"Wahai anak sulungku, kami masih amatir ketika kami memilikimu, tetapi kamu melatih kami dengan cepat, dan kamu melatih kami dengan baik."
Pernahkah Mama merasa bersalah kepada si sulung? Merasa kurang sabar dalam menghadapinya? Merasa terlalu banyak ambisi yang ditanamkan kepadanya? Merasa Mama mendorongnya terlalu kencang, padahal ia mungkin sudah merasa lelah?
Jika, iya, mari berpelukan bersama. Huhu. You're not alone, Ma. Kadang saya pun merasa seperti itu. Sama seperti quotes di atas, kita adalah seorang amatir ketika anak sulung kita lahir. Kita meraba, berjuang, bahkan mungkin kita sempat kehilangan arah karena banyaknya ujian yang menghampiri.

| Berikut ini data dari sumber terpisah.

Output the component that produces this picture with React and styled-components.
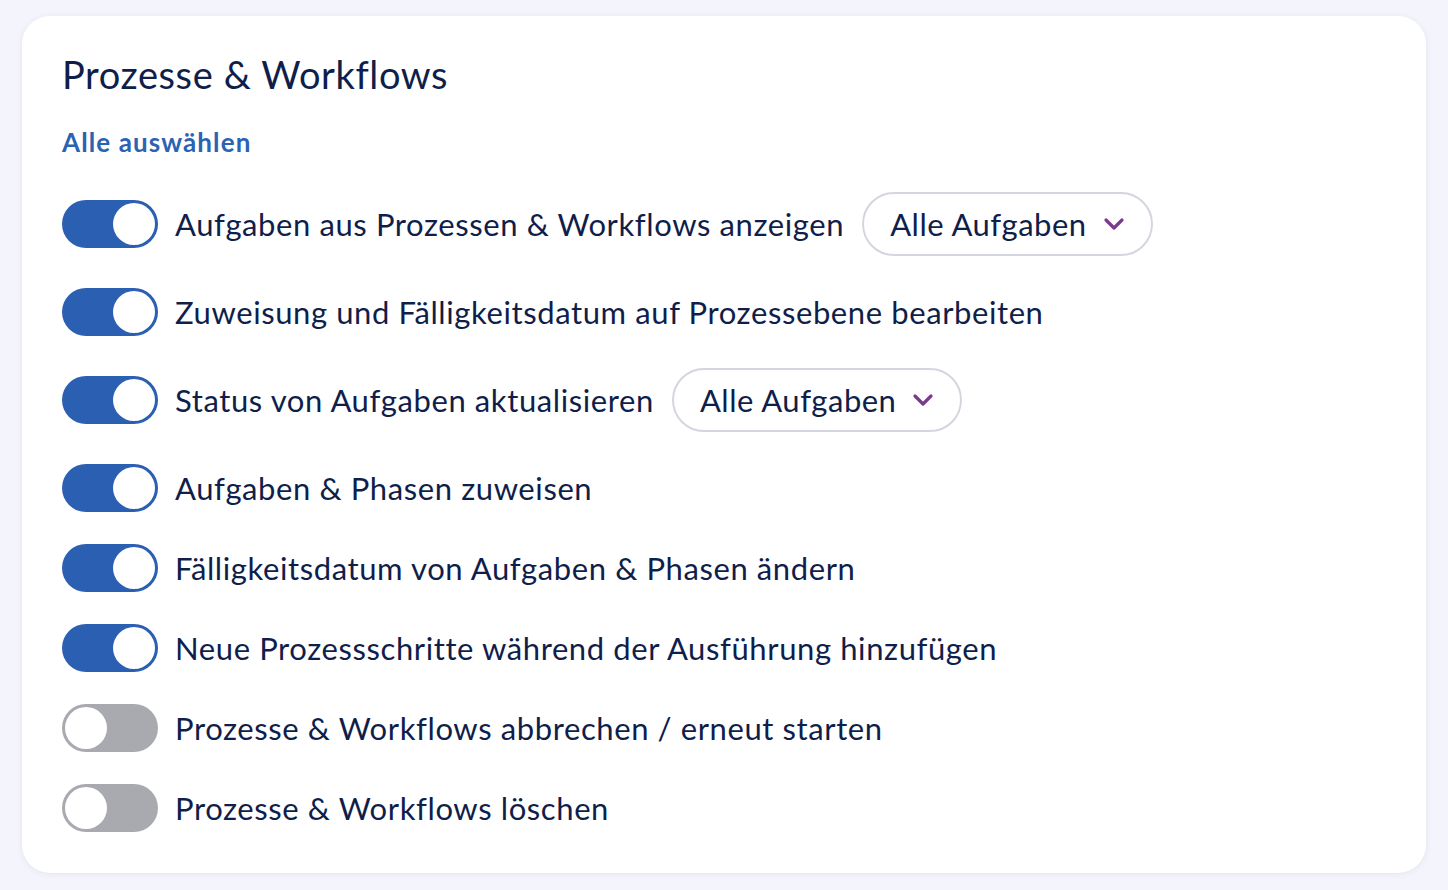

Ya, anak pertama adalah hadiah sekaligus guru yang dikirimkan oleh Allah SWT, agar kita semakin dewasa, semakin bijak dan sabar dalam menjalani hidup. Anak sulung kita, adalah mentor kehidupan yang dititipkan oleh Allah SWT melalui rahim kita, sekaligus menjadi motivator kita agar bisa menjadi pribadi yang lebih baik.
Almarhum Ustadz Harry Santosa (Fitrah Based Education) pernah berkata:
"Wahai orang tua, banyak minta maaf lah kepada anak pertama, kembalikan lagi fitrahnya, karena umumnya, mereka korban obsesi orang tua."